◆ **SUPPLIED RECORDS**
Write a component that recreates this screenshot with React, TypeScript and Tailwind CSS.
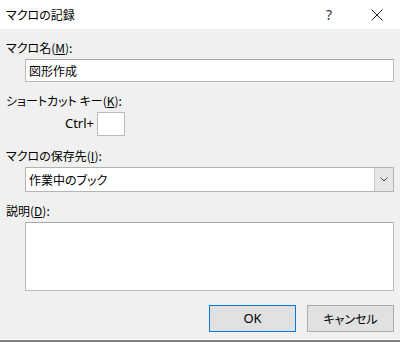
import React from "react";

const font = "font-['Noto_Sans_CJK_JP','Noto_Sans',sans-serif] [font-feature-settings:'palt']";
const latin = "font-['Noto_Sans','Noto_Sans_CJK_JP',sans-serif]";

function Label({ text, accel }: { text: string; accel: string }) {
  return (
    <div className="pl-[6px] h-4 text-[12px] leading-4 text-black">
      {text}(<span className="underline underline-offset-[1px]">{accel}</span>):
    </div>
  );
}

export default function App() {
  return (
    <div className={`w-[400px] h-[342px] flex flex-col bg-[#f0f0f0] ${font}`}>
      {/* title bar */}
      <div className="h-[29px] bg-white flex items-center pl-[6px] pr-[17px] shrink-0">
        <span className="text-[12px] text-black flex-1">マクロの記録</span>
        <span className={`text-[14px] text-[#333] mr-[39px] ${latin}`}>?</span>
        <svg width="12" height="12" viewBox="0 0 12 12" className="mt-[1px]">
          <path d="M0.5 0.5 L11.5 11.5 M11.5 0.5 L0.5 11.5" stroke="#222" strokeWidth="1" />
        </svg>
      </div>

      <div className="flex-1 flex flex-col">
        <div className="mt-[11px]">
          <Label text="マクロ名" accel="M" />
        </div>
        <div className="mt-[3px] ml-[25px] mr-[6px] h-[23px] bg-white border border-[#bababa] border-t-[#a8a8a8] flex items-center pl-[3px] text-[12px] text-black">
          図形作成
        </div>

        <div className="mt-[11px]">
          <Label text="ショートカット キー" accel="K" />
        </div>
        <div className="mt-[3px] flex items-center pl-[62px] gap-[3px]">
          <span className={`text-[13px] text-black w-[32px] text-right ${latin}`}>Ctrl+</span>
          <div className="w-[28px] h-[24px] bg-white border border-[#bababa]" />
        </div>

        <div className="mt-[12px]">
          <Label text="マクロの保存先" accel="I" />
        </div>
        <div className="mt-[3px] ml-[25px] mr-[6px] h-[25px] bg-white border border-[#b4b4b4] flex items-stretch">
          <div className="flex-1 flex items-center pl-[3px] text-[12px] text-black">作業中のブック</div>
          <div className="w-[19px] bg-[#e6e6e6] border-l border-[#c8c8c8] flex items-center justify-center">
            <svg width="8" height="5" viewBox="0 0 8 5">
              <path d="M0.5 0.5 L4 4 L7.5 0.5" fill="none" stroke="#444" strokeWidth="1" />
            </svg>
          </div>
        </div>

        <div className="mt-[11px]">
          <Label text="説明" accel="D" />
        </div>
        <div className="mt-[3px] ml-[25px] mr-[6px] h-[69px] bg-white border border-[#bababa] border-t-[#a8a8a8]" />

        <div className="mt-[14px] flex justify-end gap-[11px] mr-[6px]">
          <button className={`w-[87px] h-[27px] bg-[#e1e1e1] border-[1.5px] border-[#0078d7] text-[13px] text-black ${latin}`}>
            OK
          </button>
          <button className={`w-[87px] h-[27px] bg-[#e1e1e1] border border-[#adadad] text-[12px] text-black ${font}`}>
            キャンセル
          </button>
        </div>
      </div>

      <div className="h-[1px] bg-white shrink-0" />
      <div className="h-[2px] bg-[#808080] shrink-0" />
    </div>
  );
}
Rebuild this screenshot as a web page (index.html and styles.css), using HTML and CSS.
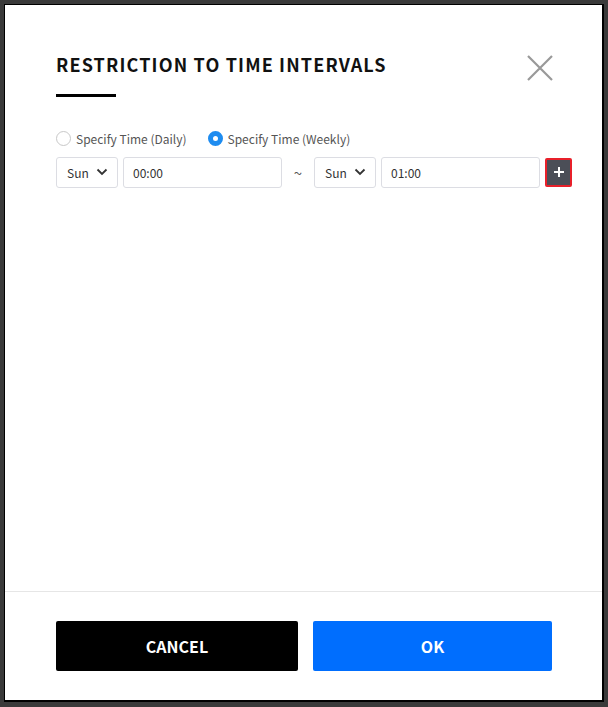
FILE: index.html
```html
<!DOCTYPE html>
<html>
<head>
<meta charset="utf-8">
<link rel="stylesheet" href="styles.css">
</head>
<body>
<div class="dialog">
  <div class="content">
    <div class="header">
      <h1 class="title">RESTRICTION TO TIME INTERVALS</h1>
      <button class="close" aria-label="close">
        <svg width="26" height="26" viewBox="0 0 26 26"><path d="M1 1L25 25M25 1L1 25" stroke="#999" stroke-width="2.2" fill="none"/></svg>
      </button>
    </div>
    <div class="bar"></div>
    <div class="radios">
      <label class="radio"><span class="dot"></span>Specify Time (Daily)</label>
      <label class="radio on"><span class="dot"></span>Specify Time (Weekly)</label>
    </div>
    <div class="row">
      <div class="select">Sun<svg width="12" height="8" viewBox="0 0 12 8"><path d="M1.5 1.5L6 6L10.5 1.5" stroke="#333" stroke-width="1.8" fill="none"/></svg></div>
      <div class="input">00:00</div>
      <span class="tilde">~</span>
      <div class="select">Sun<svg width="12" height="8" viewBox="0 0 12 8"><path d="M1.5 1.5L6 6L10.5 1.5" stroke="#333" stroke-width="1.8" fill="none"/></svg></div>
      <div class="input">01:00</div>
      <button class="add" aria-label="add">
        <svg width="12" height="12" viewBox="0 0 12 12"><path d="M6 1V11M1 6H11" stroke="#fff" stroke-width="2" fill="none"/></svg>
      </button>
    </div>
  </div>
  <div class="footer">
    <button class="btn cancel">CANCEL</button>
    <button class="btn ok">OK</button>
  </div>
</div>
</body>
</html>
```
FILE: styles.css
```css
html, body {
  margin: 0;
  padding: 0;
  background: #3a3a3a;
  height: 707px;
  overflow: hidden;
}
body {
  padding: 4px 0 0 4px;
  box-sizing: border-box;
  font-family: "Noto Sans CJK KR", "Noto Sans", sans-serif;
}
.dialog {
  width: 597px;
  height: 695px;
  background: #fff;
  border: 1px solid #000;
  border-right-width: 2px;
  border-bottom-width: 2px;
  display: flex;
  flex-direction: column;
}
.content {
  flex: 1;
  padding: 0 50px 0 51px;
}
.header {
  display: flex;
  justify-content: space-between;
  align-items: flex-start;
  padding-top: 44px;
  height: 42px;
}
.title {
  margin: 0;
  font-size: 18px;
  font-weight: 700;
  color: #111;
  line-height: 30px;
  letter-spacing: 1.15px;
}
.close {
  border: 0;
  background: none;
  padding: 0;
  margin-top: 6px;
  margin-right: -1px;
  width: 26px;
  height: 26px;
  display: flex;
}
.bar {
  width: 60px;
  height: 3px;
  background: #000;
  margin-top: 3px;
}
.radios {
  display: flex;
  gap: 21px;
  margin-top: 31px;
  height: 20px;
  align-items: center;
}
.radio {
  display: flex;
  align-items: center;
  font-size: 12px;
  color: #555;
  gap: 5px;
}
.dot {
  width: 13px;
  height: 13px;
  border: 1px solid #c8c8c8;
  border-radius: 50%;
  box-sizing: content-box;
}
.radio.on .dot {
  border: 5px solid #1e8cf0;
  width: 5px;
  height: 5px;
  background: #fff;
}
.row {
  display: flex;
  align-items: center;
  margin-top: 8px;
  height: 32px;
  width: 516px;
}
.row > * {
  flex-shrink: 0;
}
.select, .input {
  height: 31px;
  box-sizing: border-box;
  border: 1px solid #dcdde3;
  border-radius: 3px;
  display: flex;
  align-items: center;
  font-size: 12px;
  color: #333;
}
.select {
  width: 62px;
  padding: 0 9px 0 10px;
  justify-content: space-between;
}
.input {
  width: 159px;
  margin-left: 5px;
  padding-left: 9px;
}
.tilde {
  width: 32px;
  text-align: center;
  font-size: 15px;
  color: #555;
}
.add {
  margin-left: 5px;
  width: 27px;
  height: 29px;
  border: 2px solid #e8202a;
  border-radius: 2px;
  background: #4b4e57;
  padding: 0;
  display: flex;
  align-items: center;
  justify-content: center;
  box-sizing: border-box;
}
.footer {
  border-top: 1px solid #e6e6e6;
  padding: 29px 50px 29px 51px;
  display: flex;
  gap: 15px;
}
.btn {
  height: 50px;
  border: 0;
  border-radius: 2px;
  color: #fff;
  font-family: "Noto Sans CJK KR", "Noto Sans", sans-serif;
  font-size: 16px;
  font-weight: 700;
}
.cancel {
  width: 242px;
  background: #000;
}
.ok {
  width: 239px;
  background: #006efe;
}
```
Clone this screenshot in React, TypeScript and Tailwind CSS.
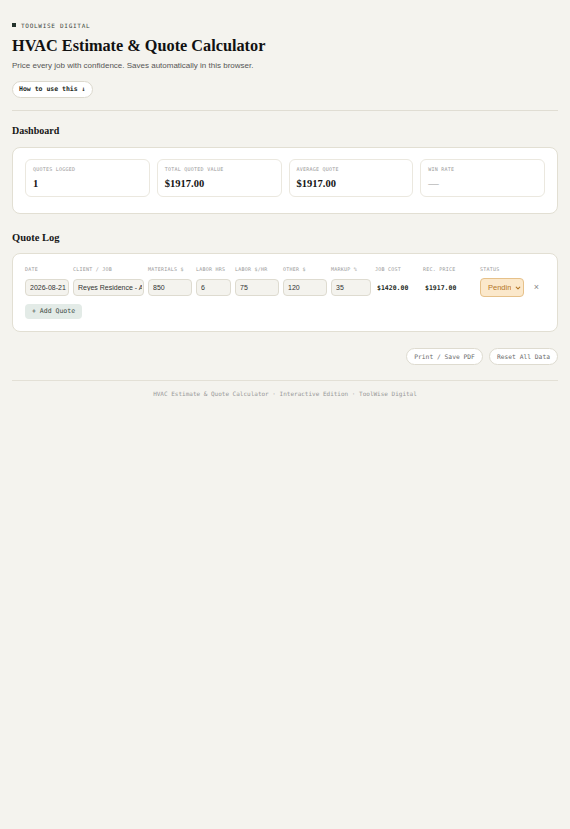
import { useState } from 'react'

const mono = "font-['DejaVu_Sans_Mono','Liberation_Mono',monospace]"
const serif = "font-['Liberation_Serif','Times_New_Roman',serif]"
const sans = "font-['Liberation_Sans',Arial,sans-serif]"

const stats = [
  { label: 'Quotes Logged', value: '1' },
  { label: 'Total Quoted Value', value: '$1917.00' },
  { label: 'Average Quote', value: '$1917.00' },
  { label: 'Win Rate', value: '—', muted: true },
]

const headers = [
  'Date',
  'Client / Job',
  'Materials $',
  'Labor Hrs',
  'Labor $/hr',
  'Other $',
  'Markup %',
  'Job Cost',
  'Rec. Price',
  'Status',
  '',
]

export default function App() {
  const [row, setRow] = useState({
    date: '2026-08-21',
    client: 'Reyes Residence - AC Replacement',
    materials: '850',
    hours: '6',
    rate: '75',
    other: '120',
    markup: '35',
    status: 'Pending',
  })

  const cost =
    Number(row.materials) + Number(row.hours) * Number(row.rate) + Number(row.other)
  const price = cost * (1 + Number(row.markup) / 100)

  const inputCls = `h-[17px] w-full min-w-0 rounded-[4px] border border-[#dedbd0] bg-[#f4f3ee] pl-[4px] pr-[1px] text-[7px] text-[#333] outline-none ${sans}`

  return (
    <div className="min-h-screen bg-[#f4f3ee] px-3 pt-5 pb-10 text-[#161616]">
      {/* header */}
      <div className={`flex h-[10px] items-center gap-[5px] text-[6px] uppercase tracking-[0.12em] text-[#3d4742] ${mono}`}>
        <span className="block h-[4px] w-[4px] bg-[#24332c]" />
        <span>ToolWise Digital</span>
      </div>
      <h1 className={`mt-[6px] text-[16.25px] font-bold leading-[20px] text-[#111] ${serif}`}>
        HVAC Estimate &amp; Quote Calculator
      </h1>
      <p className={`mt-[4px] text-[8px] leading-[12px] text-[#555] ${sans}`}>
        Price every job with confidence. Saves automatically in this browser.
      </p>
      <button
        className={`mt-[9px] flex h-[17px] items-center rounded-full border border-[#dcd9ce] bg-white px-[6px] text-[6.5px] font-bold text-[#1d2a24] ${mono}`}
      >
        How to use this ↓
      </button>

      <div className="mt-[12px] border-t border-[#e0ddd3]" />

      {/* dashboard */}
      <h2 className={`mt-[13px] text-[10px] font-bold leading-[14px] ${serif}`}>Dashboard</h2>
      <div className="mt-[9px] rounded-[8px] border border-[#e2dfd3] bg-white px-3 pt-[11px] pb-[16px]">
        <div className="grid grid-cols-4 gap-[7px]">
          {stats.map((s) => (
            <div
              key={s.label}
              className="h-[38px] rounded-[6px] border border-[#ebe8df] px-[7px] pt-[6px]"
            >
              <div className={`text-[5px] uppercase leading-[6px] tracking-[0.05em] text-[#9a9a9a] ${mono}`}>
                {s.label}
              </div>
              <div
                className={`mt-[5px] text-[10.5px] font-bold leading-[14px] ${serif} ${
                  s.muted ? 'font-normal text-[#9a9a9a]' : 'text-[#141414]'
                }`}
              >
                {s.value}
              </div>
            </div>
          ))}
        </div>
      </div>

      {/* quote log */}
      <h2 className={`mt-[17px] text-[10.5px] font-bold leading-[14px] ${serif}`}>Quote Log</h2>
      <div className="mt-[8px] rounded-[8px] border border-[#e2dfd3] bg-white px-3 pt-[11px] pb-[12px]">
        <div className="grid grid-cols-[44px_71px_44px_35px_44px_44px_40px_44px_53px_44px_1fr] items-center gap-x-[4px] gap-y-[5px]">
          {headers.map((h, i) => (
            <div
              key={i}
              className={`h-[8px] text-[5px] uppercase leading-[8px] tracking-[0.05em] text-[#9a9a9a] ${mono}`}
            >
              {h}
            </div>
          ))}

          <input
            className={inputCls}
            value={row.date}
            onChange={(e) => setRow({ ...row, date: e.target.value })}
          />
          <input
            className={inputCls}
            value={row.client}
            onChange={(e) => setRow({ ...row, client: e.target.value })}
          />
          <input
            className={inputCls}
            value={row.materials}
            onChange={(e) => setRow({ ...row, materials: e.target.value })}
          />
          <input
            className={inputCls}
            value={row.hours}
            onChange={(e) => setRow({ ...row, hours: e.target.value })}
          />
          <input
            className={inputCls}
            value={row.rate}
            onChange={(e) => setRow({ ...row, rate: e.target.value })}
          />
          <input
            className={inputCls}
            value={row.other}
            onChange={(e) => setRow({ ...row, other: e.target.value })}
          />
          <input
            className={inputCls}
            value={row.markup}
            onChange={(e) => setRow({ ...row, markup: e.target.value })}
          />
          <div className={`pl-[2px] text-[6.5px] font-bold leading-[10px] text-[#1d2a24] ${mono}`}>
            ${cost.toFixed(2)}
          </div>
          <div className={`pl-[2px] text-[6.5px] font-bold leading-[10px] text-[#1d2a24] ${mono}`}>
            ${price.toFixed(2)}
          </div>
          <div className="relative h-[19px]">
            <select
              value={row.status}
              onChange={(e) => setRow({ ...row, status: e.target.value })}
              className={`block h-[19px] w-full appearance-none rounded-[4px] border border-[#e6c18a] bg-[#fbe8cb] pl-[7px] pr-[12px] text-[7.5px] font-medium text-[#b37628] outline-none ${sans}`}
            >
              <option>Pending</option>
              <option>Won</option>
              <option>Lost</option>
            </select>
            <span className="pointer-events-none absolute inset-y-0 right-[3px] flex items-center">
              <svg
                className="block h-[6px] w-[6px] text-[#b37628]"
                viewBox="0 0 10 10"
                fill="none"
                stroke="currentColor"
                strokeWidth={1.8}
                strokeLinecap="round"
                strokeLinejoin="round"
              >
                <path d="M2 3.5l3 3 3-3" />
              </svg>
            </span>
          </div>
          <div className="flex justify-center">
            <span className={`text-[9px] leading-none text-[#888] ${sans}`}>×</span>
          </div>
        </div>

        <button
          className={`mt-[7px] flex h-[15px] items-center rounded-[4px] bg-[#e3ebe7] px-[7px] text-[6.5px] text-[#3b4a43] ${mono}`}
        >
          + Add Quote
        </button>
      </div>

      {/* actions */}
      <div className="mt-[16px] flex justify-end gap-[6px]">
        <button
          className={`flex h-[17px] items-center rounded-full border border-[#dedbd0] bg-white px-[7px] text-[6.3px] text-[#6b6b6b] ${mono}`}
        >
          Print / Save PDF
        </button>
        <button
          className={`flex h-[17px] items-center rounded-full border border-[#dedbd0] bg-white px-[7px] text-[6.3px] text-[#6b6b6b] ${mono}`}
        >
          Reset All Data
        </button>
      </div>

      <div className="mt-[15px] border-t border-[#e3e0d6]" />
      <p className={`pt-[9px] text-center text-[6px] leading-[8px] text-[#999] ${mono}`}>
        HVAC Estimate &amp; Quote Calculator · Interactive Edition · ToolWise Digital
      </p>
    </div>
  )
}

◆ **DIRECTIONS**
Pictures should be left out. Retype only the run of lines from the line containing "Clone this screenshot" to the line containing "const price = cost", inclusive.

◆ **RESULT BELOW**
Clone this screenshot in React, TypeScript and Tailwind CSS.
import { useState } from 'react'

const mono = "font-['DejaVu_Sans_Mono','Liberation_Mono',monospace]"
const serif = "font-['Liberation_Serif','Times_New_Roman',serif]"
const sans = "font-['Liberation_Sans',Arial,sans-serif]"

const stats = [
  { label: 'Quotes Logged', value: '1' },
  { label: 'Total Quoted Value', value: '$1917.00' },
  { label: 'Average Quote', value: '$1917.00' },
  { label: 'Win Rate', value: '—', muted: true },
]

const headers = [
  'Date',
  'Client / Job',
  'Materials $',
  'Labor Hrs',
  'Labor $/hr',
  'Other $',
  'Markup %',
  'Job Cost',
  'Rec. Price',
  'Status',
  '',
]

export default function App() {
  const [row, setRow] = useState({
    date: '2026-08-21',
    client: 'Reyes Residence - AC Replacement',
    materials: '850',
    hours: '6',
    rate: '75',
    other: '120',
    markup: '35',
    status: 'Pending',
  })

  const cost =
    Number(row.materials) + Number(row.hours) * Number(row.rate) + Number(row.other)
  const price = cost * (1 + Number(row.markup) / 100)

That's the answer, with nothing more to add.